• _DATA PROVIDED_:
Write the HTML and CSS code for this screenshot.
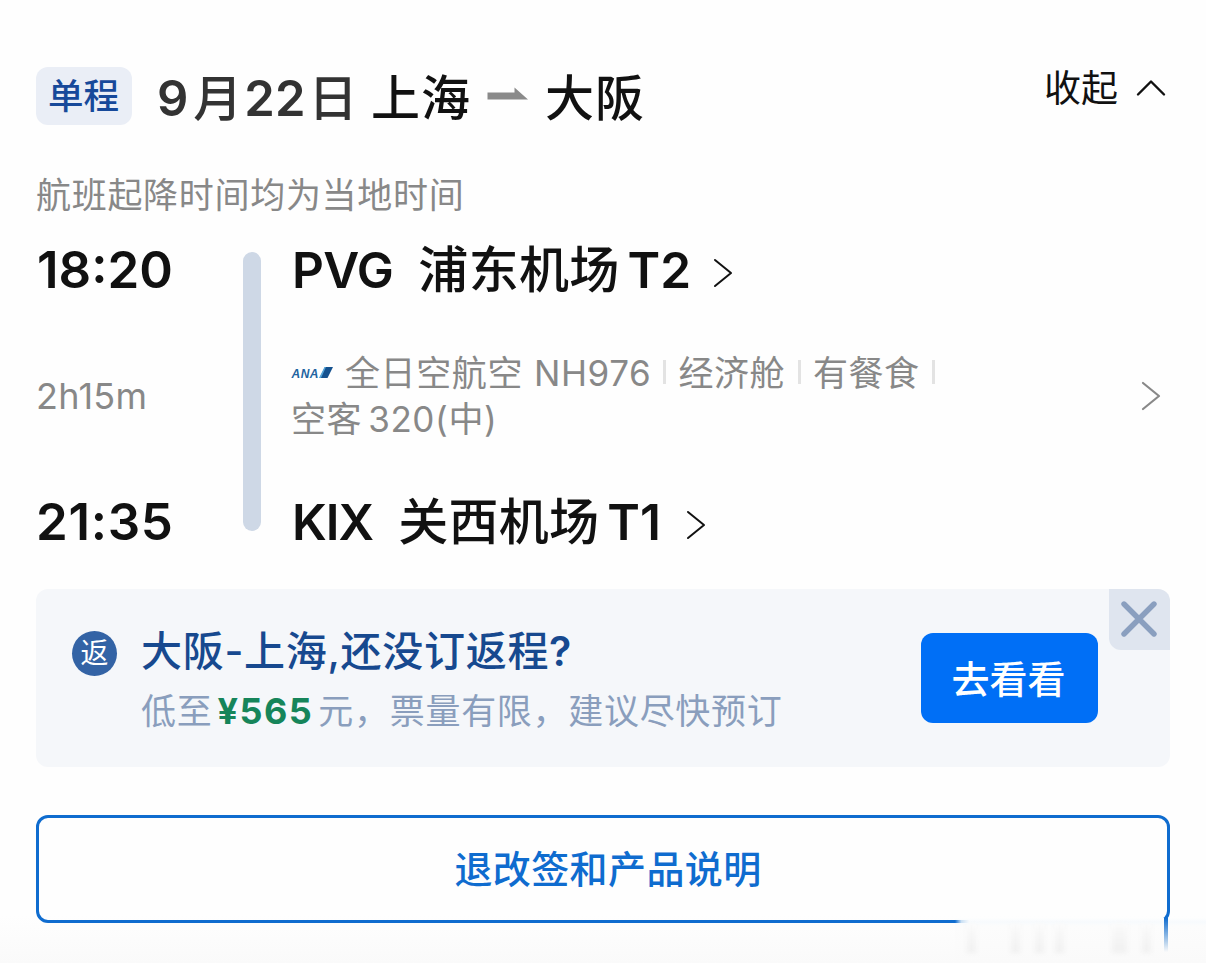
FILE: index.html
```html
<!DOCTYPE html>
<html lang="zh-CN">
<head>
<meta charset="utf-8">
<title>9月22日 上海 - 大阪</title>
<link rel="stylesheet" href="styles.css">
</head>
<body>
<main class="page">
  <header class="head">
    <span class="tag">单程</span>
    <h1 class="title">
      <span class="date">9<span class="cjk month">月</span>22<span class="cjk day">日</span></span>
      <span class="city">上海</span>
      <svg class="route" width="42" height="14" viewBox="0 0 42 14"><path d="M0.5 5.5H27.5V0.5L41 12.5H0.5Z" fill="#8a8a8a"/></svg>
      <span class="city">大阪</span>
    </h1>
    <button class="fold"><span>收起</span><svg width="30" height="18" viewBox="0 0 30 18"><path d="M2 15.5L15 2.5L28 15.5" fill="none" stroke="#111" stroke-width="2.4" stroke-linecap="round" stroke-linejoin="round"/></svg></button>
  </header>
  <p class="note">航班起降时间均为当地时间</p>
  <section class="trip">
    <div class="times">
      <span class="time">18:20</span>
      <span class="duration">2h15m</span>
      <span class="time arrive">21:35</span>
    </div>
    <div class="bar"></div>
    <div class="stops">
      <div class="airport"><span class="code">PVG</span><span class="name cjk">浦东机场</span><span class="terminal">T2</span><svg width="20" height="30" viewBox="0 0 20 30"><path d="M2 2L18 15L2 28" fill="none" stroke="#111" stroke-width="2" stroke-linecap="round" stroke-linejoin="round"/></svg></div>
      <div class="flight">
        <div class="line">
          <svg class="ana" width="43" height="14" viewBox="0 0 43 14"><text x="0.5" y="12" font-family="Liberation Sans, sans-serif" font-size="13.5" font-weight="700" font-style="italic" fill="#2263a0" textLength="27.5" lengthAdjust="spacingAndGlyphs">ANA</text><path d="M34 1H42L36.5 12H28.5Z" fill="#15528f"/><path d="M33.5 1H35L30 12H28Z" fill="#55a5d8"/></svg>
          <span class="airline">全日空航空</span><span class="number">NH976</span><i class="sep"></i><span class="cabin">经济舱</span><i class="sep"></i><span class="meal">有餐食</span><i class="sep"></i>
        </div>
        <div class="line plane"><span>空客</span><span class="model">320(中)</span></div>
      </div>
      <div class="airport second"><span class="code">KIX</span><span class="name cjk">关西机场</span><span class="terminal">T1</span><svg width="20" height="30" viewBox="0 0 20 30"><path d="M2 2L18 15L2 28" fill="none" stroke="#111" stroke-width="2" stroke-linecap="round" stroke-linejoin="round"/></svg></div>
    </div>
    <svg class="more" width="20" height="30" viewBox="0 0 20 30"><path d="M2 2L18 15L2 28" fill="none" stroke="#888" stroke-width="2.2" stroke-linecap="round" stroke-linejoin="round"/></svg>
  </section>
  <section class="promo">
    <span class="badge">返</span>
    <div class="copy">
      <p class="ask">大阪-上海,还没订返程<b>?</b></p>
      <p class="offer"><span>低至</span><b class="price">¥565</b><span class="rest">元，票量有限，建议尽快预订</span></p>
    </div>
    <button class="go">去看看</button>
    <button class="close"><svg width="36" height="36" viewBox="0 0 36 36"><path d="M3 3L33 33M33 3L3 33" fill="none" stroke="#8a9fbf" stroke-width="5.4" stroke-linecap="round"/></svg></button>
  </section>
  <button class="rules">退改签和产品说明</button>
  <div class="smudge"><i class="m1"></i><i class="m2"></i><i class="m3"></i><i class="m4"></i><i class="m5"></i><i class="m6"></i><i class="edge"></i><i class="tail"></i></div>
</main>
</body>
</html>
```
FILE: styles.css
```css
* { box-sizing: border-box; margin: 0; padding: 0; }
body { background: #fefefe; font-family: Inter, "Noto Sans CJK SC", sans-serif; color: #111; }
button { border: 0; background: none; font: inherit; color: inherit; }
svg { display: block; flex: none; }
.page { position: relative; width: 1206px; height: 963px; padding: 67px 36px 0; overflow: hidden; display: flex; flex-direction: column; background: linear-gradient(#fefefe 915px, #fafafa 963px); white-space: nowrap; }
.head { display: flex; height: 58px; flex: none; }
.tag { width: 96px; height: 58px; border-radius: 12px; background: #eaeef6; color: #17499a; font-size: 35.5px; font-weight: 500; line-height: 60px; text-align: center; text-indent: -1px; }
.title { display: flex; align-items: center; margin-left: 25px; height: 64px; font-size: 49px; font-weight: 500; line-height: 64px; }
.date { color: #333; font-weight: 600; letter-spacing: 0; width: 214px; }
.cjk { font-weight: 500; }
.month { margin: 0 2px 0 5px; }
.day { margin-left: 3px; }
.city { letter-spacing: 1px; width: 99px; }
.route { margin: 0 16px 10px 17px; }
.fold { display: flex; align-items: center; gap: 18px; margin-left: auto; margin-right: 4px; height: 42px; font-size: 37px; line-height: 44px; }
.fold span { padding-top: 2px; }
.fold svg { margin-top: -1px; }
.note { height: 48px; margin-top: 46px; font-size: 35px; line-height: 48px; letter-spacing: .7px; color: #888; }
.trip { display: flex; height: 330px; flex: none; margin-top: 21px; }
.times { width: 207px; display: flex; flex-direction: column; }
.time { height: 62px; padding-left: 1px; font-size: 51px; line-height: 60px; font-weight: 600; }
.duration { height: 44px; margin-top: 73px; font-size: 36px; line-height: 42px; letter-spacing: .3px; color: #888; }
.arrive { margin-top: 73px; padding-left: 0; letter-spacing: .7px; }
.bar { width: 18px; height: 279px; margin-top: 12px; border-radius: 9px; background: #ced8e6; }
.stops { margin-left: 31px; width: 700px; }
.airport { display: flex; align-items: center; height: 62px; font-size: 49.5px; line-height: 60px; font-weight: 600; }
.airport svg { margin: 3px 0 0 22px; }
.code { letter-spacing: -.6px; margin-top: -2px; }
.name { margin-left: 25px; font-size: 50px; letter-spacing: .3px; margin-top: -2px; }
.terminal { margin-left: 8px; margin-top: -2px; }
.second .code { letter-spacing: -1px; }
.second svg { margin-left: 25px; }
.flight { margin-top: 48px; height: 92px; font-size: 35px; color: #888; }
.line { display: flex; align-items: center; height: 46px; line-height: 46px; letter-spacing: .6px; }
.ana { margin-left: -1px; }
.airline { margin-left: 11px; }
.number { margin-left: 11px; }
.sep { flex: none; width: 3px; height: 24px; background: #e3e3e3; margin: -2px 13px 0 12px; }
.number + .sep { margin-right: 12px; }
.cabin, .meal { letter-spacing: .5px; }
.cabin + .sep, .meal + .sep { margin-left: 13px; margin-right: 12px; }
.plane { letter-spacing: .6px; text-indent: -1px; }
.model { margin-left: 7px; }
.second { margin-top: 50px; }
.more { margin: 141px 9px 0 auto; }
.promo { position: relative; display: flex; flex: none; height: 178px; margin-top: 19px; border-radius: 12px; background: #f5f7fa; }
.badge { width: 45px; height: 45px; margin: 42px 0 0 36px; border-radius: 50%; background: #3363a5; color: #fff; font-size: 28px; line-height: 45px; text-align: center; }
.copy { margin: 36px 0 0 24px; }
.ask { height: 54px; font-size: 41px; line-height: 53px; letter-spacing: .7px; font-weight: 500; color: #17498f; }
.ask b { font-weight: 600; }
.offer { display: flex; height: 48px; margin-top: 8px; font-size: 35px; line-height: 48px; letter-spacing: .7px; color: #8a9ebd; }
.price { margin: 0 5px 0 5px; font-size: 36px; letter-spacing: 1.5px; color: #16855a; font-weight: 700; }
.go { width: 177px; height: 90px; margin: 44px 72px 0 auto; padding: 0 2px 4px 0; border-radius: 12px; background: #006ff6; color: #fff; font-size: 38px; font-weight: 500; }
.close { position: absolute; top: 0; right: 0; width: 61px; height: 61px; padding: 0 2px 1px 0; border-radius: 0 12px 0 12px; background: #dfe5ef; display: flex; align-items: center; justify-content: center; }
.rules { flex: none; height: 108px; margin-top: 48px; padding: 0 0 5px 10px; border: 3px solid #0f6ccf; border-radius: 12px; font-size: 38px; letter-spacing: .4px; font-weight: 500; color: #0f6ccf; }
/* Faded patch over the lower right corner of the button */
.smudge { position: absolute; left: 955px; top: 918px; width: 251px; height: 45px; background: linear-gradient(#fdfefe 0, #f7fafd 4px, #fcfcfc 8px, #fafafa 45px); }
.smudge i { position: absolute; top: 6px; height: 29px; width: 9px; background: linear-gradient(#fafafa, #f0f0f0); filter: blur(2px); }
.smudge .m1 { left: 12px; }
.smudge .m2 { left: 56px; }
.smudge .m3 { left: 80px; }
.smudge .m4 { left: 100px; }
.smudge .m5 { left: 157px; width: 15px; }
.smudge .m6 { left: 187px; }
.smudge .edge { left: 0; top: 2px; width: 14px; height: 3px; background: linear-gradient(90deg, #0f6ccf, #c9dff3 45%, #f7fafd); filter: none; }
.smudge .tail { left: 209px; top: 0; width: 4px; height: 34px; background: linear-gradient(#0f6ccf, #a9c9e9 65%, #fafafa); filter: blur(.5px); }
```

• _EXERCISE DIRECTIONS_: Out of the material above, select every line that holds the string "code".

• _SOLUTION TO THIS PROBLEM_:
Write the HTML and CSS code for this screenshot.
      <div class="airport"><span class="code">PVG</span><span class="name cjk">浦东机场</span><span class="terminal">T2</span><svg width="20" height="30" viewBox="0 0 20 30"><path d="M2 2L18 15L2 28" fill="none" stroke="#111" stroke-width="2" stroke-linecap="round" stroke-linejoin="round"/></svg></div>
      <div class="airport second"><span class="code">KIX</span><span class="name cjk">关西机场</span><span class="terminal">T1</span><svg width="20" height="30" viewBox="0 0 20 30"><path d="M2 2L18 15L2 28" fill="none" stroke="#111" stroke-width="2" stroke-linecap="round" stroke-linejoin="round"/></svg></div>
.code { letter-spacing: -.6px; margin-top: -2px; }
.second .code { letter-spacing: -1px; }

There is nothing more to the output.